-- Exercise objective --
Print nothing but the lines from the start of the listing below through the line that contains "Link2, Send, Trash2". Do not include the pictures.

-- Dataset section --
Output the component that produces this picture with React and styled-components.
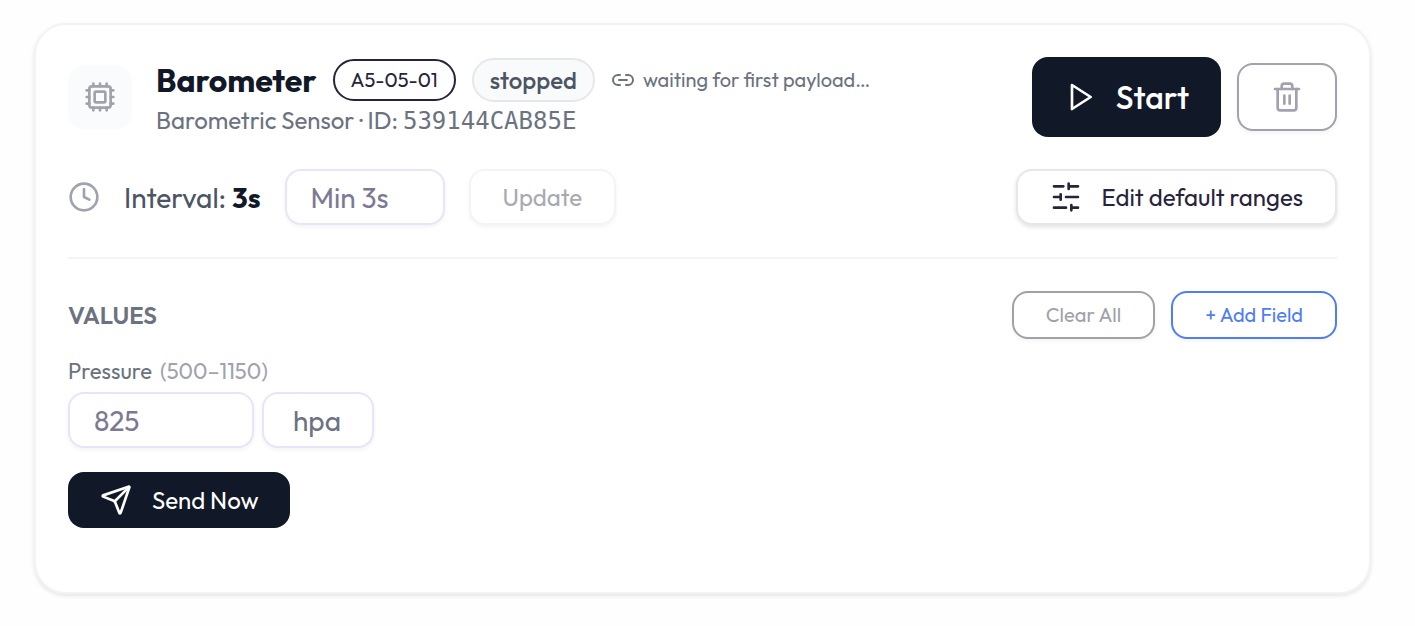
import { useState } from "react";
import styled, { createGlobalStyle } from "styled-components";
import { Cpu, Link2, Send, Trash2 } from "lucide-react";

const GlobalStyle = createGlobalStyle`
  * {
    box-sizing: border-box;
  }
  body {
    margin: 0;
    background-color: #fefefe;
    color: #111827;
    font-family: Outfit, Lato, sans-serif;
  }
  button,
  input,
  select {
    font-family: inherit;
    margin: 0;
  }
`;

function PlayIcon() {
  return (
    <Stroke viewBox="0 0 24 24">
      <polygon points="6 3 20 12 6 21 6 3" />
    </Stroke>
  );
}

function ClockIcon() {
  return (
    <Stroke viewBox="0 0 24 24">
      <circle cx="12" cy="12" r="10" />
      <polyline points="12 6 12 12 16 14" />
    </Stroke>
  );
}

function SlidersIcon() {
  return (
    <Stroke viewBox="0 0 24 24">
      <path d="M21 4h-7M10 4H3M21 12h-9M8 12H3M21 20h-5M12 20H3M14 2v4M8 10v4M16 18v4" />
    </Stroke>
  );
}

export default function App() {
  const [interval, setIntervalValue] = useState("");
  const [pressure, setPressure] = useState("");
  const [unit, setUnit] = useState("hpa");

  return (
    <>
      <GlobalStyle />
      <Card>
        <Row>
          <Device>
            <Tile>
              <Cpu size={32} />
            </Tile>
            <div>
              <TitleRow>
                <h2>Barometer</h2>
                <Badge>A5-05-01</Badge>
                <Status>stopped</Status>
                <Waiting>
                  <Link2 size={24} />
                  waiting for first payload…
                </Waiting>
              </TitleRow>
              <Subtitle>
                Barometric Sensor · ID: <code>539144CAB85E</code>
              </Subtitle>
            </div>
          </Device>
          <Actions>
            <StartButton type="button">
              <PlayIcon />
              Start
            </StartButton>
            <DeleteButton type="button" aria-label="Delete">
              <Trash2 size={32} />
            </DeleteButton>
          </Actions>
        </Row>
        <Row>
          <Interval>
            <ClockIcon />
            <label htmlFor="interval">
              Interval: <b>3s</b>
            </label>
            <TextInput
              id="interval"
              $width="160px"
              placeholder="Min 3s"
              value={interval}
              onChange={(e) => setIntervalValue(e.target.value)}
            />
            <UpdateButton type="button" disabled>
              Update
            </UpdateButton>
          </Interval>
          <EditButton type="button">
            <SlidersIcon />
            Edit default ranges
          </EditButton>
        </Row>
        <Divider />
        <Row>
          <h3>VALUES</h3>
          <Actions>
            <SmallButton type="button" $color="#a1a1aa">
              Clear All
            </SmallButton>
            <SmallButton type="button" $color="#4f7df3">
              + Add Field
            </SmallButton>
          </Actions>
        </Row>
        <Field>
          <label htmlFor="pressure">
            Pressure <span>(500–1150)</span>
          </label>
          <FieldInputs>
            <TextInput
              id="pressure"
              $width="186px"
              placeholder="825"
              value={pressure}
              onChange={(e) => setPressure(e.target.value)}
            />
            <UnitSelect
              aria-label="Unit"
              value={unit}
              onChange={(e) => setUnit(e.target.value)}
            >
              <option>hpa</option>
            </UnitSelect>
          </FieldInputs>
        </Field>
        <SendButton type="button">
          <Send size={32} />
          Send Now
        </SendButton>
      </Card>
    </>
  );
}

const Stroke = styled.svg`
  width: 32px;
  height: 32px;
  flex-shrink: 0;
  fill: none;
  stroke: currentColor;
  stroke-width: 2;
  stroke-linecap: round;
  stroke-linejoin: round;
`;

const Card = styled.section`
  margin: 23px 44px 32px 34px;
  padding: 32px 32px 64px;
  border: 2px solid #f3f3f4;
  border-radius: 32px;
  background-color: white;
  box-shadow: 0 2px 4px rgba(0, 0, 0, 0.1);
  h2 {
    margin: 0;
    font-size: 32px;
    font-weight: 700;
    line-height: 44px;
  }
  h3 {
    margin: 0;
    font-size: 24px;
    font-weight: 600;
    color: #6b7280;
  }
`;

const Row = styled.div`
  display: flex;
  align-items: center;
  justify-content: space-between;
  & + & {
    margin-top: 32px;
  }
`;

const Device = styled.div`
  display: flex;
  align-items: center;
  gap: 24px;
`;

const Tile = styled.div`
  display: flex;
  align-items: center;
  justify-content: center;
  width: 64px;
  height: 64px;
  border-radius: 16px;
  background-color: #f9fbfc;
  color: #a0a2ae;
`;

const TitleRow = styled.div`
  display: flex;
  align-items: center;
  gap: 16px;
  height: 44px;
`;

const Badge = styled.span`
  padding: 0 16px;
  border: 2px solid #27233b;
  border-radius: 21px;
  font-size: 20px;
  line-height: 38px;
  color: #27233b;
`;

const Status = styled.span`
  padding: 0 16px;
  border: 2px solid #e5e7eb;
  border-radius: 22px;
  background-color: #f9fafb;
  font-size: 24px;
  font-weight: 500;
  line-height: 40px;
  color: #4b5563;
`;

const Waiting = styled.span`
  display: flex;
  align-items: center;
  gap: 8px;
  font-size: 20px;
  color: #6b7280;
`;

const Subtitle = styled.div`
  margin-top: 2px;
  font-size: 24px;
  line-height: 32px;
  color: #6b7280;
  code {
    font-family: "DejaVu Sans Mono", monospace;
    font-size: 24px;
  }
`;

const Actions = styled.div`
  display: flex;
  align-items: center;
  gap: 16px;
`;

const Button = styled.button`
  display: flex;
  align-items: center;
  justify-content: center;
  gap: 20px;
  height: 56px;
  padding: 0 32px;
  border: 2px solid #e5e7eb;
  border-radius: 16px;
  background-color: white;
  font-size: 24px;
  color: #27233b;
  cursor: pointer;
`;

const StartButton = styled(Button)`
  height: 80px;
  border: none;
  background-color: #111827;
  font-size: 32px;
  font-weight: 500;
  color: white;
`;

const DeleteButton = styled(Button)`
  height: 68px;
  border-color: #a1a1b0;
  color: #a1a1b0;
  box-shadow: 0 2px 4px rgba(0, 0, 0, 0.05);
`;

const Interval = styled.div`
  display: flex;
  align-items: center;
  gap: 24px;
  font-size: 28px;
  color: #4b5563;
  svg {
    color: #a0a2ae;
  }
  b {
    font-weight: 700;
    color: #111827;
  }
`;

const TextInput = styled.input`
  width: ${(props) => props.$width};
  height: 56px;
  padding: 0 24px;
  border: 2px solid #e8e4fb;
  border-radius: 16px;
  background-color: white;
  font-size: 28px;
  color: #27233b;
  box-shadow: 0 2px 4px rgba(0, 0, 0, 0.05);
  &::placeholder {
    color: #7d7993;
  }
`;

const UpdateButton = styled(Button)`
  border-color: #f4f4f5;
  color: #a9a9b0;
  box-shadow: 0 2px 4px rgba(0, 0, 0, 0.05);
`;

const EditButton = styled(Button)`
  box-shadow: 0 2px 4px rgba(0, 0, 0, 0.12);
`;

const Divider = styled.hr`
  height: 2px;
  margin: 32px 0;
  border: none;
  background-color: #f3f4f6;
`;

const SmallButton = styled(Button)`
  height: 48px;
  padding-bottom: 2px;
  border-color: ${(props) => props.$color};
  font-size: 20px;
  color: ${(props) => props.$color};
  box-shadow: 0 2px 4px rgba(0, 0, 0, 0.05);
`;

const Field = styled.div`
  margin: 16px 0 24px;
  label {
    display: flex;
    gap: 8px;
    margin-bottom: 5px;
    font-size: 22px;
    line-height: 32px;
    color: #6b7280;
  }
  label span {
    color: #a0a2ae;
  }
`;

const FieldInputs = styled.div`
  display: flex;
  gap: 8px;
`;

const UnitSelect = styled.select`
  appearance: none;
  width: 112px;
  height: 56px;
  padding: 0 29px;
  border: 2px solid #e8e4fb;
  border-radius: 16px;
  background-color: white;
  font-size: 28px;
  color: #6b7280;
  box-shadow: 0 2px 4px rgba(0, 0, 0, 0.05);
`;

const SendButton = styled(Button)`
  border: none;
  background-color: #111827;
  color: white;
`;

-- Worked answer --
Output the component that produces this picture with React and styled-components.
import { useState } from "react";
import styled, { createGlobalStyle } from "styled-components";
import { Cpu, Link2, Send, Trash2 } from "lucide-react";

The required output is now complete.